══ Dataset content ══

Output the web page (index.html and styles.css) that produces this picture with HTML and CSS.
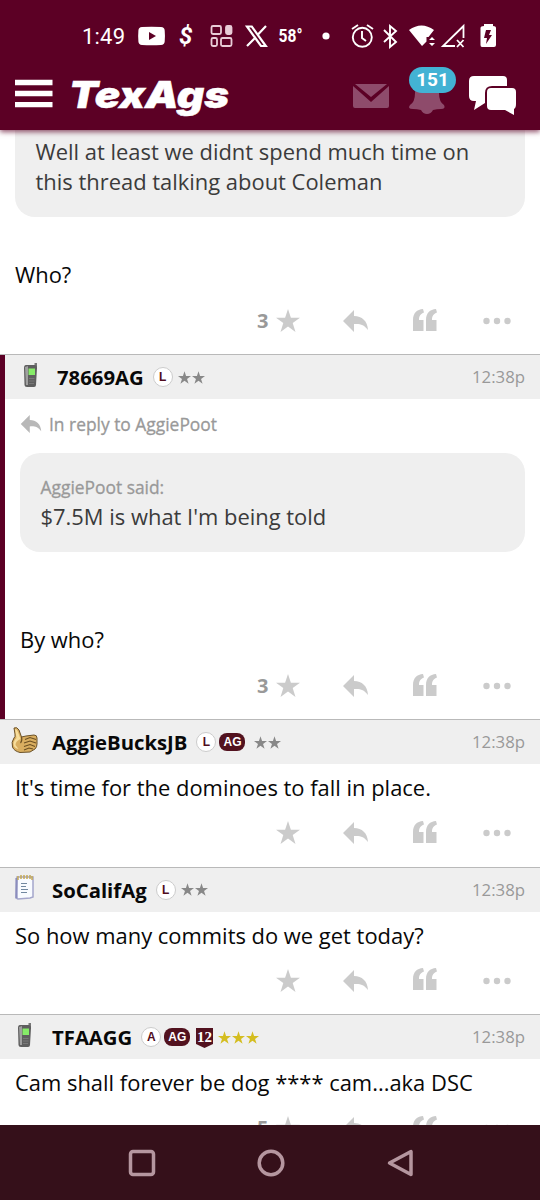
FILE: index.html
```
<!DOCTYPE html>
<html lang="en">
<head>
<meta charset="utf-8">
<title>TexAgs</title>
<link rel="stylesheet" href="styles.css">
</head>
<body>
<svg class="defs" aria-hidden="true">
  <symbol id="star" viewBox="0 0 24 23"><path d="M12 0l2.900 8.700H24l-7.300 5.400 2.800 8.800L12 17.500l-7.500 5.400 2.800-8.800L0 8.700h9.100z"/></symbol>
  <symbol id="reply" viewBox="0 0 25 22"><path d="M0 11L11 0v6c8 0 13.500 5 14 14-4-5.500-8-6.500-14-6v8z"/></symbol>
  <symbol id="quote" viewBox="0 0 24 22"><path d="M0 22V11C0 4 4 .5 10 0l1 3.500C7.500 5 6 7 6 11h4.500v11zM13 22V11C13 4 17 .5 23 0l1 3.500C20.500 5 19 7 19 11h4.500v11z"/></symbol>
  <symbol id="dots" viewBox="0 0 28 8"><circle cx="3.500" cy="4" r="3.200"/><circle cx="14" cy="4" r="3.200"/><circle cx="24.500" cy="4" r="3.200"/></symbol>
  <symbol id="phone" viewBox="0 0 17 25">
    <path d="M11.500 0H14v6h-2.500z" fill="#777"/><path d="M3 2h8.500q2.500 0 2.500 3l-1 17q0 2-2 2H4q-2.500 0-2.500-2L1 5q0-3 2-3z" fill="#5f5f5f"/><path d="M2 4l1 18h2L5 3z" fill="#a0a0a0"/><path d="M5.500 5.500H12v6.500H5.500z" fill="#86ec68"/><path d="M6 15.500h5.500M6 18h5.500M6 20.500h5" stroke="#858585" stroke-width=".7"/>
  </symbol>
  <symbol id="thumb" viewBox="0 0 27 26">
    <path d="M3 1q3-1.500 5 2l2.500 7 4.500-1 8-1q3 0 3 3v6q0 3-2 5l-5 3-10 .5Q3 24 1.500 20 0 15 3 11q1.500-1 1-4z" fill="#d9ae60" stroke="#6b5229"/>
    <path d="M4 2q2 0 3 3l2.500 7q-5 2-5 6l3 4Q2 21 2.500 16q.5-3 3-5z" fill="#f7de9c"/>
    <path d="M10.500 10q1 4-1 6M14 12.500l5-2 6 2M13 16l6-2 6 2M13 19.500l6-2 5 2M13 23l5-2 4 1" stroke="#6b4f22" fill="none" stroke-width="1.100"/>
  </symbol>
  <symbol id="note" viewBox="0 0 21 27">
    <path d="M3 3h16v20l-3 1-12 1-2-1z" fill="#f8fbff" stroke="#a4a6cb" stroke-width="1.500"/><path d="M2.500 4v20" stroke="#8b8dbd" stroke-width="2.200"/><path d="M4 2v4M7 1v4M10 1v4M13 1v4M16 1v4M18 2v4" stroke="#c6aa56" stroke-width="1.500"/><path d="M7 9.500h6M7 12.500h5M7 15.500h7M7 18.500h6" stroke="#7188a0" stroke-width="1.200"/>
  </symbol>
</svg>

<header class="top">
  <div class="status">
    <span class="clock">1:49</span>
    <svg class="status-icons" viewBox="130 20 400 32" width="400" height="32">
      <g fill="#fff">
        <path fill-rule="evenodd" d="M142 27q9.500-.6 19 0 3.500.3 3.700 3.500.5 5.500 0 11-.3 3.300-3.700 3.500-9.500.6-19 0-3.300-.3-3.600-3.500-.5-5.500 0-11 .2-3.200 3.600-3.500zM149 32v8l7-4z"/>
        <text class="dollar" x="179" y="44">$</text>
        <g fill="none" stroke="#e9ccd7" stroke-width="1.800"><rect x="211.500" y="26" width="9.500" height="8" rx="1.500"/><rect x="211.500" y="38" width="5.500" height="8" rx="1.500"/><rect x="221" y="38" width="10.500" height="8" rx="1.500"/><rect x="226" y="26" width="5.500" height="8" rx="1.500" fill="#e9ccd7"/></g>
        <path fill="none" stroke="#fff" stroke-width="2.200" d="M247 26.500h4.800l14 19.500H261zM266 26l-8.500 9M255.500 37.500L247 46"/>
        <text class="temp" x="278.500" y="42" textLength="24" lengthAdjust="spacingAndGlyphs">58°</text>
        <circle cx="326" cy="36" r="3.600"/>
        <g fill="none" stroke="#fff" stroke-width="1.900"><circle cx="362.300" cy="37.300" r="9.500"/><path d="M362 31v7l4 3M352 29l6-4M367 25l6 4M384 30l12 12-6 5V26l6 5-12 11"/></g>
        <path d="M409 30q12.500-9 25 0l-5.500 7h-2v4.500l-4.500 4.500z"/>
        <path d="M429 40l3-3 3 3zM429 43h6l-3 3z"/>
        <path fill="none" stroke="#fff" stroke-width="1.800" d="M455 46h-12l20.500-20v12M457 40l6.500 7M463.500 40l-6.500 7"/>
        <path fill-rule="evenodd" d="M484 24h9v2q3 0 3 2v17q0 2-2 2h-12q-1.500 0-1.500-2V28q0-2 3.500-2zM486 30l-2 8h3l-1 6 6-9h-3l2-5z"/>
      </g>
    </svg>
  </div>
  <div class="brandbar">
    <svg class="menu" viewBox="0 0 38 28" width="38" height="28"><path d="M0 2.500h37.500M0 13.500h37.500M0 24.700h37.500" stroke="#fff" stroke-width="5.300"/></svg>
    <svg class="wordmark" viewBox="0 0 160 44" width="160" height="44"><text x="-2" y="28" textLength="160" lengthAdjust="spacingAndGlyphs">TexAgs</text></svg>
    <div class="tools">
      <svg class="mail" viewBox="0 0 36 24" width="36" height="24"><path d="M0 2v20q0 2 2 2h32q2 0 2-2V2L18 18zM2 0h32L18 13z"/></svg>
      <div class="alerts"><svg class="bell" viewBox="0 0 36 38" width="36" height="38"><path d="M16 0h5v4q9 2 9 13 0 9 5 12 2 4-3 4-4 0-8 1-2 4-6 4t-6-4q-4-1-8-1-6 0-3-4 5-3 5-12Q6 6 16 4z"/></svg><span class="count">151</span></div>
      <svg class="chat" viewBox="0 0 48 40" width="48" height="40"><path d="M5 0h29q4 0 4 4v6H23q-7 0-7 7v10l-11 7 2-9H5q-5 0-5-5V5q0-5 5-5z"/><path d="M22 12h21q4 0 4 4v12q0 4-2 5v6l-9-5H22q-4 0-4-4V16q0-4 4-4z"/></svg>
    </div>
  </div>
</header>

<main class="thread">
  <article class="post first">
    <blockquote class="quoted open"><p>Well at least we didnt spend much time on<br>this thread talking about Coleman</p></blockquote>
    <p class="message late">Who?</p>
    <div class="actions"><b>3</b><svg class="a-star"><use href="#star"/></svg><svg class="a-reply"><use href="#reply"/></svg><svg class="a-quote"><use href="#quote"/></svg><svg class="a-dots"><use href="#dots"/></svg></div>
  </article>

  <article class="post marked">
    <div class="author"><svg class="avatar cell"><use href="#phone"/></svg><strong>78669AG</strong><span class="round">L</span><span class="rank"><svg><use href="#star"/></svg><svg><use href="#star"/></svg></span><time>12:38p</time></div>
    <div class="inreply"><svg><use href="#reply"/></svg><span>In reply to AggiePoot</span></div>
    <blockquote class="quoted"><cite>AggiePoot said:</cite><p>$7.5M is what I'm being told</p></blockquote>
    <p class="message who">By who?</p>
    <div class="actions"><b>3</b><svg class="a-star"><use href="#star"/></svg><svg class="a-reply"><use href="#reply"/></svg><svg class="a-quote"><use href="#quote"/></svg><svg class="a-dots"><use href="#dots"/></svg></div>
  </article>

  <article class="post short">
    <div class="author"><svg class="avatar hand"><use href="#thumb"/></svg><strong>AggieBucksJB</strong><span class="round">L</span><span class="pill">AG</span><span class="rank spaced"><svg><use href="#star"/></svg><svg><use href="#star"/></svg></span><time>12:38p</time></div>
    <p class="message">It's time for the dominoes to fall in place.</p>
    <div class="actions"><b></b><svg class="a-star"><use href="#star"/></svg><svg class="a-reply"><use href="#reply"/></svg><svg class="a-quote"><use href="#quote"/></svg><svg class="a-dots"><use href="#dots"/></svg></div>
  </article>

  <article class="post short">
    <div class="author"><svg class="avatar paper"><use href="#note"/></svg><strong>SoCalifAg</strong><span class="round">L</span><span class="rank"><svg><use href="#star"/></svg><svg><use href="#star"/></svg></span><time>12:38p</time></div>
    <p class="message">So how many commits do we get today?</p>
    <div class="actions"><b></b><svg class="a-star"><use href="#star"/></svg><svg class="a-reply"><use href="#reply"/></svg><svg class="a-quote"><use href="#quote"/></svg><svg class="a-dots"><use href="#dots"/></svg></div>
  </article>

  <article class="post short">
    <div class="author"><svg class="avatar cell lower"><use href="#phone"/></svg><strong>TFAAGG</strong><span class="round">A</span><span class="pill">AG</span><svg class="shield" viewBox="0 0 17 20"><path d="M0 0h17v16l-8.500 4L0 16z"/><text x="8.500" y="14">12</text></svg><span class="rank gold"><svg><use href="#star"/></svg><svg><use href="#star"/></svg><svg><use href="#star"/></svg></span><time>12:38p</time></div>
    <p class="message">Cam shall forever be dog **** cam...aka DSC</p>
    <div class="actions"><b>5</b><svg class="a-star"><use href="#star"/></svg><svg class="a-reply"><use href="#reply"/></svg><svg class="a-quote"><use href="#quote"/></svg><svg class="a-dots"><use href="#dots"/></svg></div>
  </article>
</main>

<nav class="system">
  <svg viewBox="0 0 28 28"><rect x="2.500" y="2.500" width="23" height="23" rx="2.500"/></svg>
  <svg viewBox="0 0 28 28"><circle cx="14" cy="14" r="11.800"/></svg>
  <svg viewBox="0 0 28 28"><path d="M25 2.500v23L3.500 14z" stroke-linejoin="round"/></svg>
</nav>
</body>
</html>
```

FILE: styles.css
```
* { box-sizing: border-box; }
body { margin: 0; width: 540px; height: 1200px; overflow: hidden; display: flex; flex-direction: column; background: #fff; color: #080808; font-family: "Open Sans", "Noto Sans", sans-serif; }
svg { display: block; flex: none; overflow: visible; }
p, blockquote { margin: 0; }
.defs { display: none; }
.top { height: 130px; flex: none; background: #5c0025; box-shadow: 0 2px 5px #5c0025aa; position: relative; }
.status { height: 70px; display: flex; padding: 20px 10px 0 82px; }
.clock { width: 48px; color: #fff; font: 400 22px/34px Roboto, sans-serif; letter-spacing: .2px; }
.dollar { font: italic bold 24px Roboto, sans-serif; }
.temp { font: bold 18px Roboto, sans-serif; }
.brandbar { height: 60px; display: flex; padding: 10px 24px 0 15px; }
.menu { margin-right: 18px; }
.wordmark text { font: italic 900 37px "Inter", sans-serif; fill: #fff; stroke: #fff; stroke-width: .5px; }
.tools { display: flex; margin-left: auto; }
.mail { fill: #8e4b6b; margin: 4px 20px 0 0; }
.alerts { position: relative; width: 36px; margin-right: 24px; }
.bell { fill: #8e4b6b; margin-top: -4px; }
.count { position: absolute; left: 0; top: -13px; width: 47px; height: 26px; border-radius: 13px; background: #43b2d4; color: #fff; font: bold 19px/25px Roboto, sans-serif; text-align: center; }
.chat { fill: #fff; margin: -4px -1px 0 0; }
.thread { height: 995px; overflow: hidden; flex: none; }
.first { height: 224px; display: flex; flex-direction: column; }
.quoted { background: #efefef; color: #3b3b3b; border-radius: 20px; font-size: 21.930px; line-height: 29.500px; white-space: nowrap; }
.quoted.open { height: 87px; margin: 0 15px; border-radius: 0 0 20px 20px; padding: 7px 20px 7px 20.500px; }
.message { font-size: 21.930px; line-height: 30px; white-space: nowrap; margin-left: 15px; }
.late { margin-top: 43px; }
.actions { height: 62px; display: flex; flex: none; align-items: center; padding-left: 257px; color: #999; fill: #cbcbcb; }
.actions b { width: 19px; font-size: 20px; line-height: 26px; }
.a-star { width: 24px; height: 23px; margin-top: -1px; }
.a-reply { width: 25px; height: 22px; margin-left: 43px; }
.a-quote { width: 24px; height: 22px; margin-left: 45px; margin-top: -3px; }
.a-dots { width: 28px; height: 8px; margin-left: 46px; }
.post:not(.first) { border-top: 1px solid #b9b9b9; }
.author { height: 44px; display: flex; align-items: center; background: #efefef; padding: 0 15px 0 52px; position: relative; }
.author strong { font-size: 20.300px; margin-right: 9px; white-space: nowrap; }
.avatar { position: absolute; left: 18px; top: 8px; }
.cell { width: 17px; height: 25px; }
.lower { left: 17px; }
.hand { left: 11px; top: 7px; width: 27px; height: 26px; }
.paper { left: 14px; top: 6px; width: 21px; height: 27px; }
.round { width: 20px; height: 20px; border-radius: 50%; background: #fff; border: 1px solid #ccc; font: bold 12px/18px "Liberation Sans", sans-serif; text-align: center; color: #500d1e; }
.pill { width: 26px; height: 18px; margin-left: 3px; border-radius: 8px; background: #52121f; color: #fff; font: bold 12px/18px "Liberation Sans", sans-serif; text-align: center; }
.rank { display: flex; gap: 1px; margin-left: 5px; fill: #888; }
.rank svg { width: 13px; height: 13px; }
.rank.spaced { margin-left: 9px; }
.gold { fill: #d4bd20; margin-left: 5px; }
.shield { width: 17px; height: 20px; margin: 2px 0 0 6px; fill: #52121f; }
.shield text { fill: #fff; font: bold 15px "Liberation Serif", serif; text-anchor: middle; }
time { margin: -1px 0 0 auto; color: #999; font-size: 16.800px; }
.marked { height: 365px; position: relative; padding-left: 5px; background: linear-gradient(#5c0025, #5c0025) left / 5px 100% no-repeat; }
.inreply { height: 54px; display: flex; align-items: center; gap: 7px; padding: 0 0 5px 15px; color: #999; fill: #b8b8b8; font-size: 17.400px; -webkit-text-stroke: .3px #999; }
.inreply svg { width: 22px; height: 18px; }
.marked .quoted { height: 99px; margin: 0 15px; padding: 20px 20px 0 20.500px; }
cite { display: block; font-style: normal; font-size: 17.400px; line-height: 29px; color: #999; -webkit-text-stroke: .3px #999; }
.who { margin: 73px 0 0 15px; }
.marked .actions { padding-left: 252px; height: 62px; }
.short { height: 147.500px; }
.short .message { margin-top: 9px; }
.short .actions { height: 60px; }
.system { height: 75px; flex: none; background: #35101a; display: flex; gap: 101px; align-items: center; padding-left: 128px; position: relative; }
.system svg { width: 28px; height: 28px; fill: none; stroke: #b5969f; stroke-width: 3.500px; }
```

═══

Your instructions >>
Say how many lines of the listing above contain "this", with no other words.

Exercise answer >>
2